Follow the instructions from this documentation page to create the credentials.

Modify the bash script below to include your ACR registry name (replace my prefectcommunity registry name with your ACR registry name). I recommend keeping the acrpush permission scope so that you can also register your flows and push new images to ACR using the same set of credentials, but feel free to configure it depending on your needs.

Then, run those commands in your terminal - all that it’s really doing is generating the long-lived username and password, storing those as environment variables, and printing those to the console:

#!/bin/bash
# This script requires Azure CLI version 2.25.0 or later. Check version with `az --version`.

# Modify for your environment.
# ACR_NAME: The name of your Azure Container Registry
# SERVICE_PRINCIPAL_NAME: Must be unique within your AD tenant
ACR_NAME=prefectcommunity
SERVICE_PRINCIPAL_NAME=acr-service-principal-prefect-docker-agent-demo

# Obtain the full registry ID for subsequent command args
ACR_REGISTRY_ID=$(az acr show --name $ACR_NAME --query "id" --output tsv)

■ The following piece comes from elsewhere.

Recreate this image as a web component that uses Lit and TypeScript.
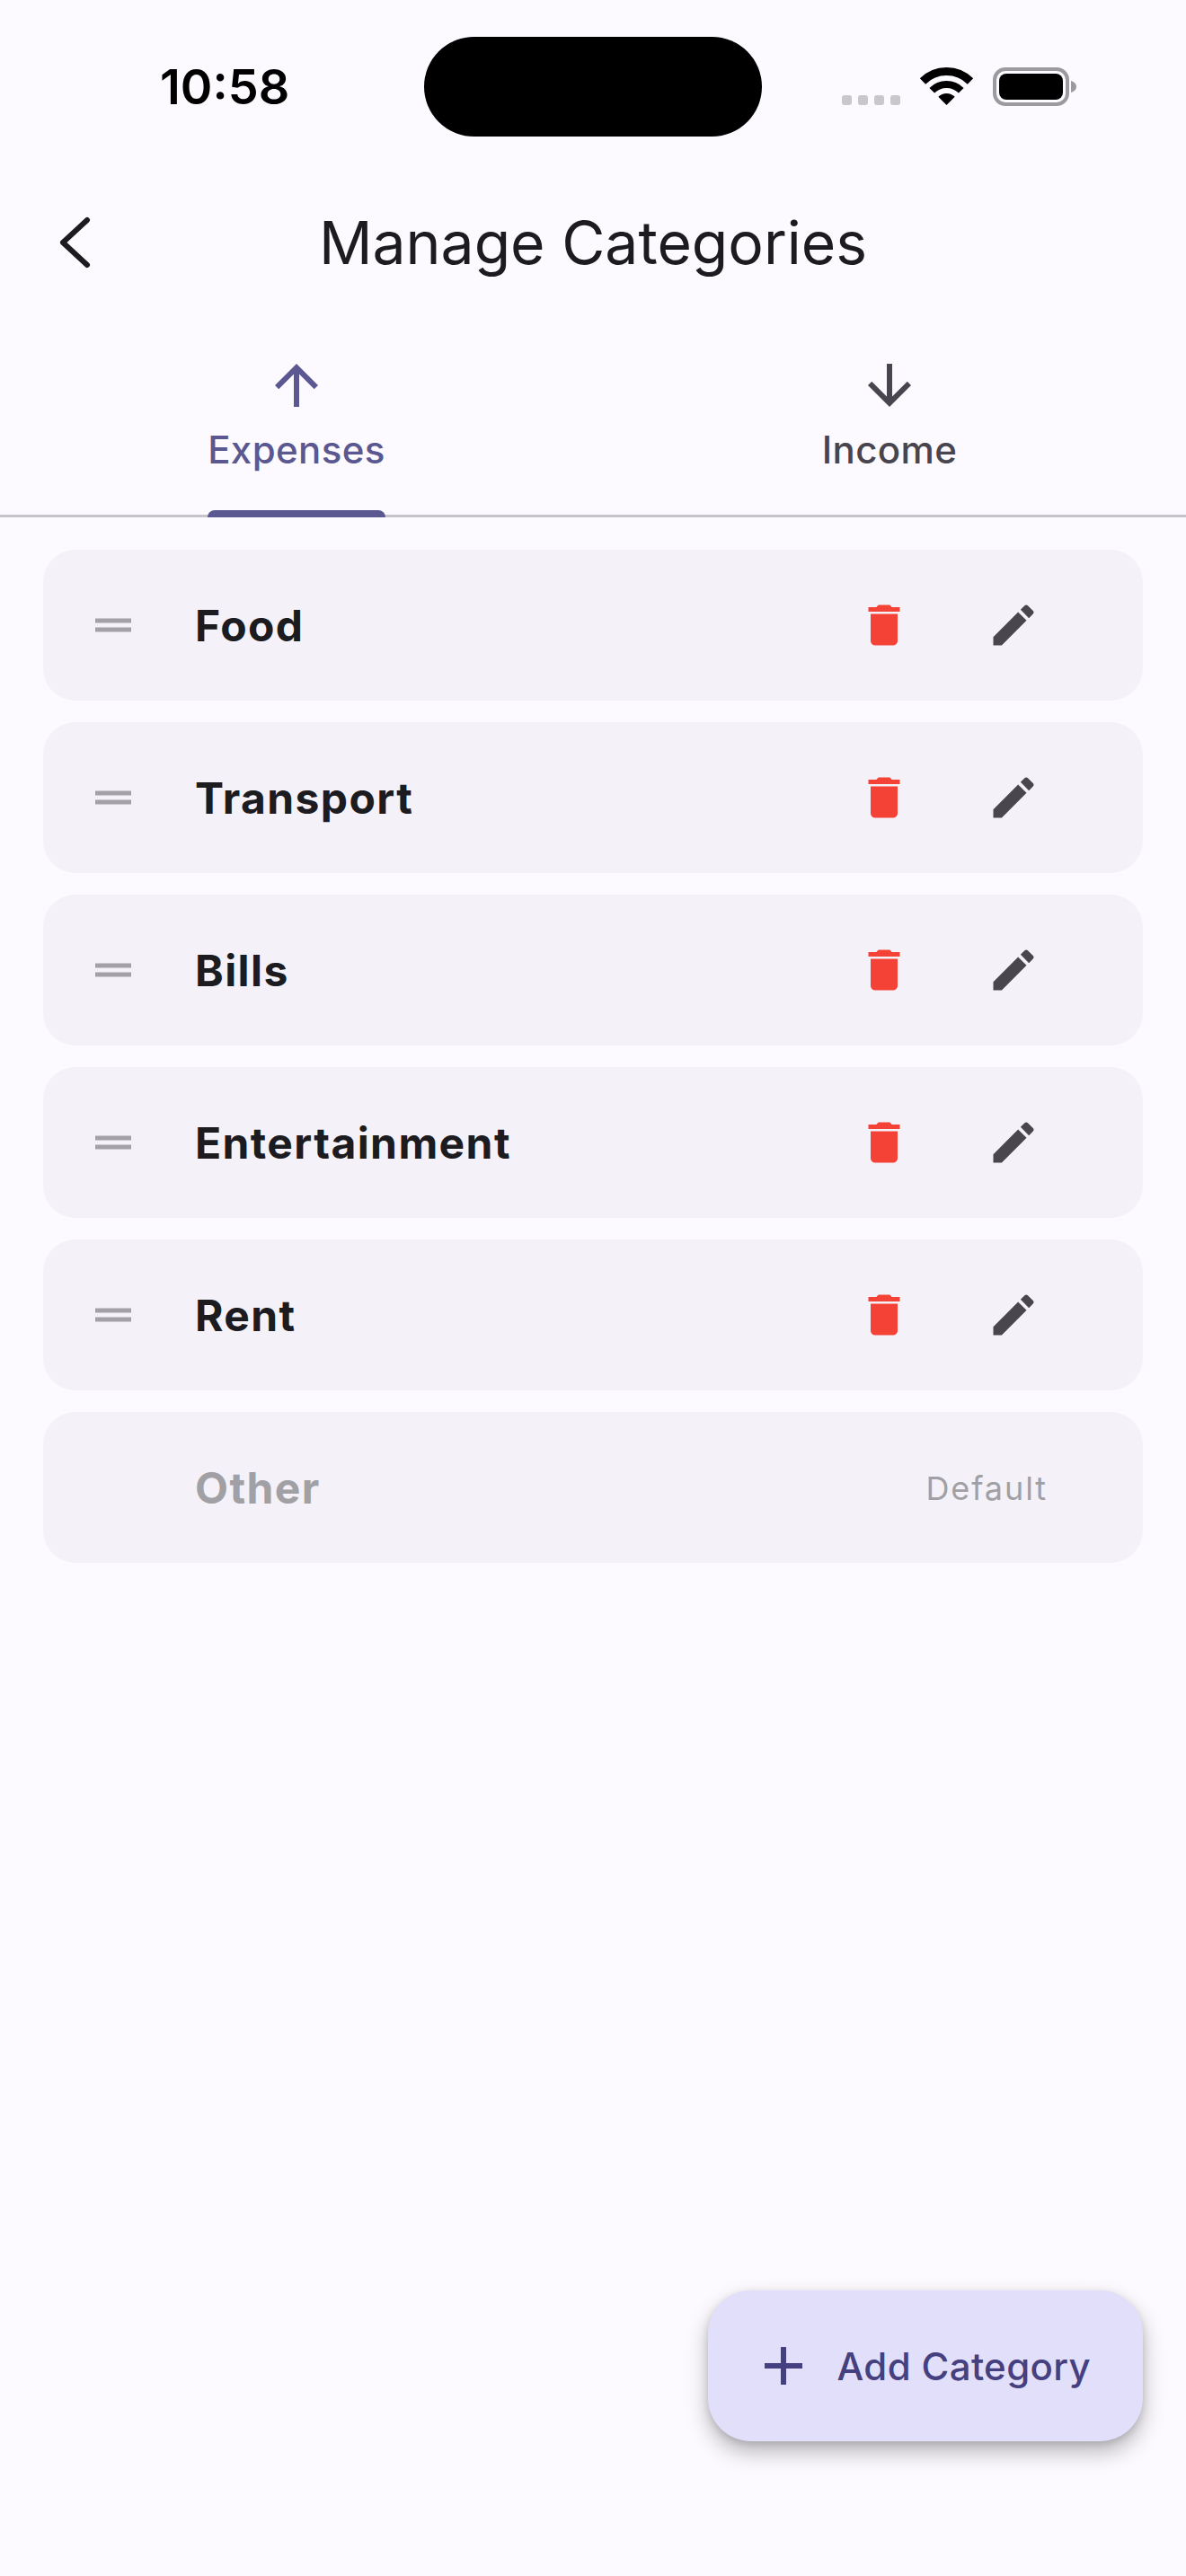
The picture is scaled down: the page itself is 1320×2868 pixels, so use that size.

# Create the service principal with rights scoped to the registry.
# Default permissions are for docker pull access. Modify the '--role'
# argument value as desired:
# acrpull:     pull only
# acrpush:     push and pull
# owner:       push, pull, and assign roles
PASSWORD=$(az ad sp create-for-rbac --name $SERVICE_PRINCIPAL_NAME --scopes $ACR_REGISTRY_ID --role acrpush --query "password" --output tsv)
USER_NAME=$(az ad sp list --display-name $SERVICE_PRINCIPAL_NAME --query "[].appId" --output tsv)

# Output the service principal's credentials; use these in your services and
# applications to authenticate to the container registry.
echo "Service principal ID: $USER_NAME"
echo "Service principal password: $PASSWORD"

This will print the username and password.

Then, use those long-lived Docker credentials to sign in to ACR so that your Docker agent will be able to push and pull Docker images from ACR:

docker login prefectcommunity.azurecr.io -u $USER_NAME -p $PASSWORD

Replace prefectcommunity with your ACR registry name.